Music he heard at synagogue growing up was also an influence, “timeless, smooth and soulful,” he calls the traditional chanting, as was the music his father played at home. He was very eclectic: everything from classical to klezmer to gospel.
He often performs his songs backed by a 30-woman choir called the Baleen Choir. (You can hear a sample at his MySpace page, www.myspace.com/
danielzaitchik.)
“I love writing for female voices,” he states, adding that the choir is “definitely unique… I use their voices more like instruments.”
Daniel caught the acting bug in elementary school when he was cast as Fagin in a 5th-grade production of Oliver!.
“I went to theater camp and did all the plays I could,” throughout school, and continued studying acting at Boston University.
“My favorite thing is when the two combine,” he says of his two professional interests. In fact, he is working on a “musical play” based on the classic Australian film and novel Picnic at Hanging Rock, and hopes to see it performed in a workshop setting at Lincoln Center this winter.
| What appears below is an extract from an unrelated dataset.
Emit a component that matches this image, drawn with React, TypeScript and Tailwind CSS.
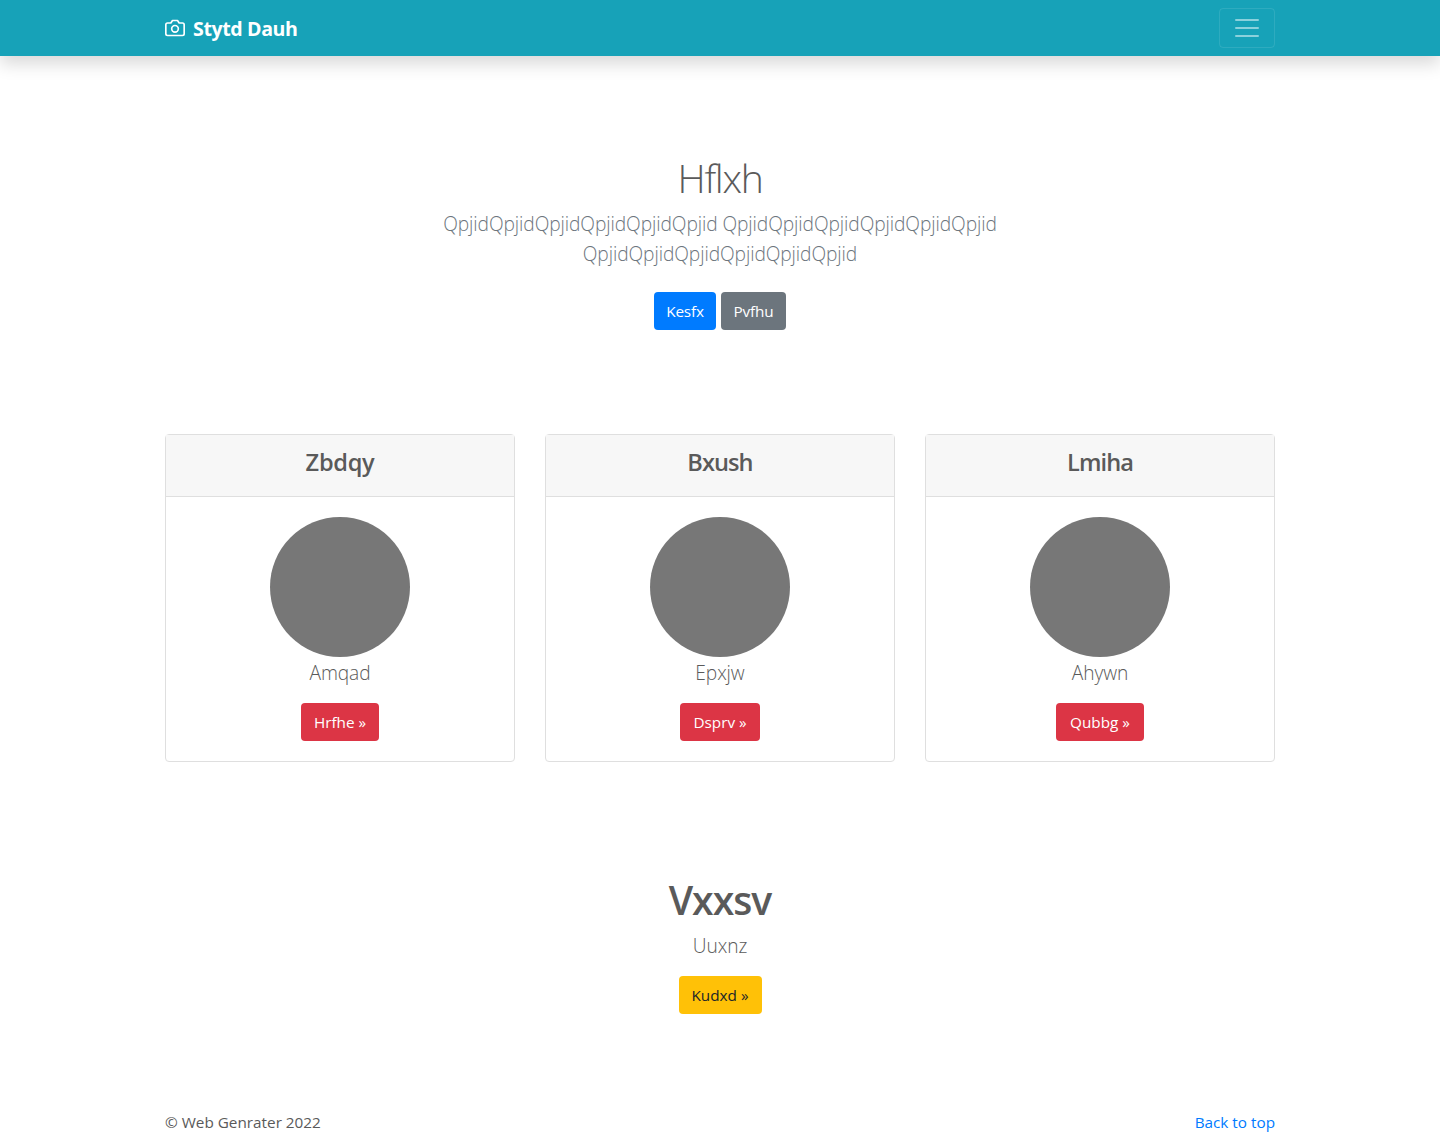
const cards = [
  { title: 'Zbdqy', text: 'Amqad', action: 'Hrfhe »', titleSpacing: 'tracking-[-0.3px]', width: 'w-[78px]' },
  { title: 'Bxush', text: 'Epxjw', action: 'Dsprv »', titleSpacing: 'tracking-[-0.95px]', width: 'w-[80px]' },
  { title: 'Lmiha', text: 'Ahywn', action: 'Qubbg »', titleSpacing: 'tracking-[-0.95px]', width: 'w-[88px]' },
];

const btn = 'flex h-[38px] items-center justify-center rounded-[4px] text-[15.3px] whitespace-nowrap';
const lead = 'text-[19.2px] leading-[30px] font-light tracking-[-0.09px] whitespace-nowrap';

export default function App() {
  return (
    <div className="h-[1134px] overflow-hidden bg-white font-['Open_Sans','Noto_Sans',sans-serif] text-[#5a5a5a]">
      <header className="h-14 bg-[#17a2b8] shadow-[0_8px_16px_rgba(0,0,0,0.15)]">
        <div className="mx-auto flex h-full w-[1110px] items-center justify-between">
          <a className="flex items-center text-white">
            <svg width="20" height="20" viewBox="0 0 24 24" fill="none" stroke="currentColor" strokeWidth="2" strokeLinecap="round" strokeLinejoin="round" className="mr-2">
              <path d="M23 19a2 2 0 0 1-2 2H3a2 2 0 0 1-2-2V8a2 2 0 0 1 2-2h4l2-3h6l2 3h4a2 2 0 0 1 2 2z" />
              <circle cx="12" cy="13" r="4" />
            </svg>
            <strong className="pt-0.5 text-[19.6px] leading-[30px] font-bold tracking-[-0.4px]">Stytd Dauh</strong>
          </a>
          <button className="flex h-10 w-14 items-center justify-center rounded-[4px] border border-white/10" aria-label="Menu">
            <svg width="30" height="30" viewBox="0 0 30 30" stroke="rgba(255,255,255,0.5)" strokeWidth="2" strokeLinecap="round" strokeMiterlimit="10">
              <path d="M4 7h22M4 15h22M4 23h22" />
            </svg>
          </button>
        </div>
      </header>
      <main>
        <section className="flex flex-col items-center pt-[98px] text-center">
          <h1 className="h-12 text-[39.2px] leading-[48px] font-light tracking-[-1.3px]">Hflxh</h1>
          <p className={lead + ' mt-[7px] h-[60px] text-[#6c757d]'}>
            QpjidQpjidQpjidQpjidQpjidQpjid QpjidQpjidQpjidQpjidQpjidQpjid<br />
            QpjidQpjidQpjidQpjidQpjidQpjid
          </p>
          <div className="mt-[23px] flex gap-[5px]">
            <a className={btn + ' w-[62px] bg-[#007bff] tracking-[-0.15px] text-white'}>Kesfx</a>
            <a className={btn + ' w-[65px] bg-[#6c757d] tracking-[-0.15px] text-white'}>Pvfhu</a>
          </div>
        </section>
        <section className="mx-auto mt-[104px] grid w-[1110px] grid-cols-3 gap-[30px]">
          {cards.map((card) => (
            <article key={card.title} className="h-[328px] rounded-[4px] border border-[#dfdfdf] text-center">
              <div className="h-[62px] border-b border-[#dfdfdf] bg-[#f7f7f7] pt-3">
                <h4 className={'text-[23.6px] leading-[30px] font-semibold ' + card.titleSpacing}>{card.title}</h4>
              </div>
              <div className="flex flex-col items-center pt-5">
                <div className="size-[140px] rounded-full bg-[#777]" />
                <p className={lead + ' mt-px'}>{card.text}</p>
                <a className={btn + ' mt-[15px] bg-[#dc3545] text-white ' + card.width}>{card.action}</a>
              </div>
            </article>
          ))}
        </section>
        <section className="flex flex-col items-center pt-[114px] text-center">
          <h2 className="text-[39.2px] leading-[48px] font-semibold tracking-[-1px]">Vxxsv</h2>
          <p className={lead + ' mt-[7px]'}>Uuxnz</p>
          <a className={btn + ' mt-[15px] w-[83px] bg-[#ffc107] text-[#212529]'}>Kudxd »</a>
        </section>
      </main>
      <footer className="mx-auto mt-[96px] flex w-[1110px] justify-between text-[15.3px] leading-6">
        <p>© Web Genrater 2022</p>
        <a className="text-[#007bff]">Back to top</a>
      </footer>
    </div>
  );
}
Preparing for Prayer has been demanding and time-consuming, so Daniel hasn’t seen many local sites. He wasn’t fazed by the recent record-setting spate of rain because that’s what everyone had told him to expect.
The play, concerning “a family that has been dysfunctional for years and is now trying to function,” is complicated, Daniel explains. His character is the now-grown son who grew up in the shadow of an alcoholic and bipolar father, and is being sent to Iraq at the same time that his father is finally in recovery.